## BEGIN

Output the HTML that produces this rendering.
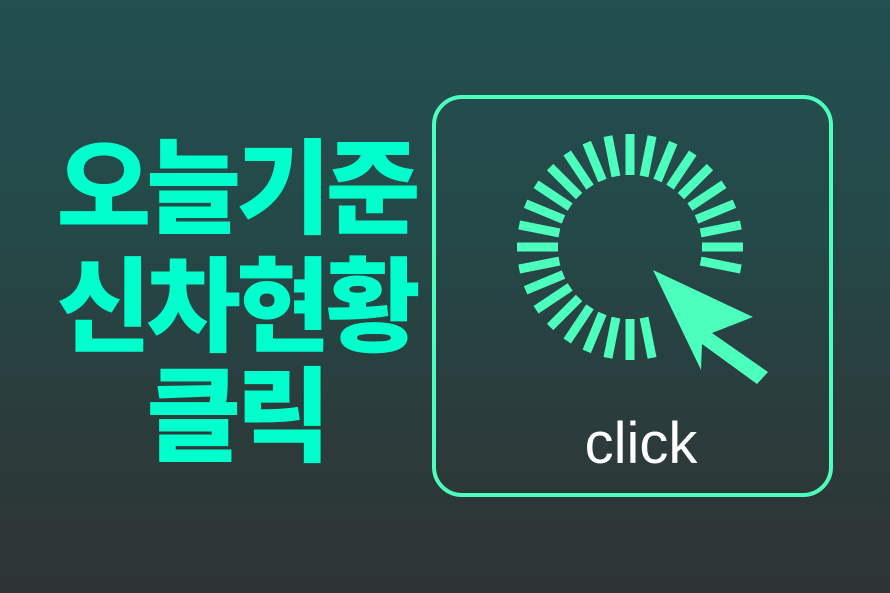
<!DOCTYPE html>
<html><head><meta charset="utf-8"><style>
html,body{margin:0;padding:0}
body{width:890px;height:593px;overflow:hidden;background:linear-gradient(#224f50 0%,#254848 40%,#2b3c3c 70%,#2e3434 100%);position:relative;font-family:"Liberation Sans","Noto Sans CJK KR",sans-serif}
.k{position:absolute;left:0;width:472px;text-align:center;color:#00ffcc;font-family:"Noto Sans CJK KR","NanumGothic",sans-serif;font-weight:900;font-size:103px;line-height:110px;letter-spacing:-5px;white-space:nowrap}
svg{position:absolute;left:0;top:0}
.c{position:absolute;left:541px;width:200px;text-align:center;top:411px;color:#fff;font-size:58px;line-height:66px}
</style></head><body>
<div class="k" style="top:126px">오늘기준</div>
<div class="k" style="top:244px">신차현황</div>
<div class="k" style="top:354px">클릭</div>
<svg width="890" height="593" viewBox="0 0 890 593">
<rect x="434" y="97" width="397" height="398" rx="28" fill="none" stroke="#4dffbd" stroke-width="4"/>
<g stroke="#4dffbd" stroke-width="9" id="ticks"></g>
<polygon points="653,270 753,317 712,333 768,372 757,384 702,344 701,370" fill="#4dffbd"/>
</svg>
<div class="c">click</div>
<script>
var g=document.getElementById('ticks'),s='';
for(var k=0;k<32;k++){if(k>=2&&k<=6)continue;var a=k*11.25*Math.PI/180,c=Math.cos(a),n=Math.sin(a);
s+='<line x1="'+(630+72*c)+'" y1="'+(247+72*n)+'" x2="'+(630+113*c)+'" y2="'+(247+113*n)+'"/>';}
g.innerHTML=s;
</script>
</body></html>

## END

*Exercise:*
Produce an exact copy of each line of data, skipping embedded images.

*Answer in full:*
Output the HTML that produces this rendering.
<!DOCTYPE html>
<html><head><meta charset="utf-8"><style>
html,body{margin:0;padding:0}
body{width:890px;height:593px;overflow:hidden;background:linear-gradient(#224f50 0%,#254848 40%,#2b3c3c 70%,#2e3434 100%);position:relative;font-family:"Liberation Sans","Noto Sans CJK KR",sans-serif}
.k{position:absolute;left:0;width:472px;text-align:center;color:#00ffcc;font-family:"Noto Sans CJK KR","NanumGothic",sans-serif;font-weight:900;font-size:103px;line-height:110px;letter-spacing:-5px;white-space:nowrap}
svg{position:absolute;left:0;top:0}
.c{position:absolute;left:541px;width:200px;text-align:center;top:411px;color:#fff;font-size:58px;line-height:66px}
</style></head><body>
<div class="k" style="top:126px">오늘기준</div>
<div class="k" style="top:244px">신차현황</div>
<div class="k" style="top:354px">클릭</div>
<svg width="890" height="593" viewBox="0 0 890 593">
<rect x="434" y="97" width="397" height="398" rx="28" fill="none" stroke="#4dffbd" stroke-width="4"/>
<g stroke="#4dffbd" stroke-width="9" id="ticks"></g>
<polygon points="653,270 753,317 712,333 768,372 757,384 702,344 701,370" fill="#4dffbd"/>
</svg>
<div class="c">click</div>
<script>
var g=document.getElementById('ticks'),s='';
for(var k=0;k<32;k++){if(k>=2&&k<=6)continue;var a=k*11.25*Math.PI/180,c=Math.cos(a),n=Math.sin(a);
s+='<line x1="'+(630+72*c)+'" y1="'+(247+72*n)+'" x2="'+(630+113*c)+'" y2="'+(247+113*n)+'"/>';}
g.innerHTML=s;
</script>
</body></html>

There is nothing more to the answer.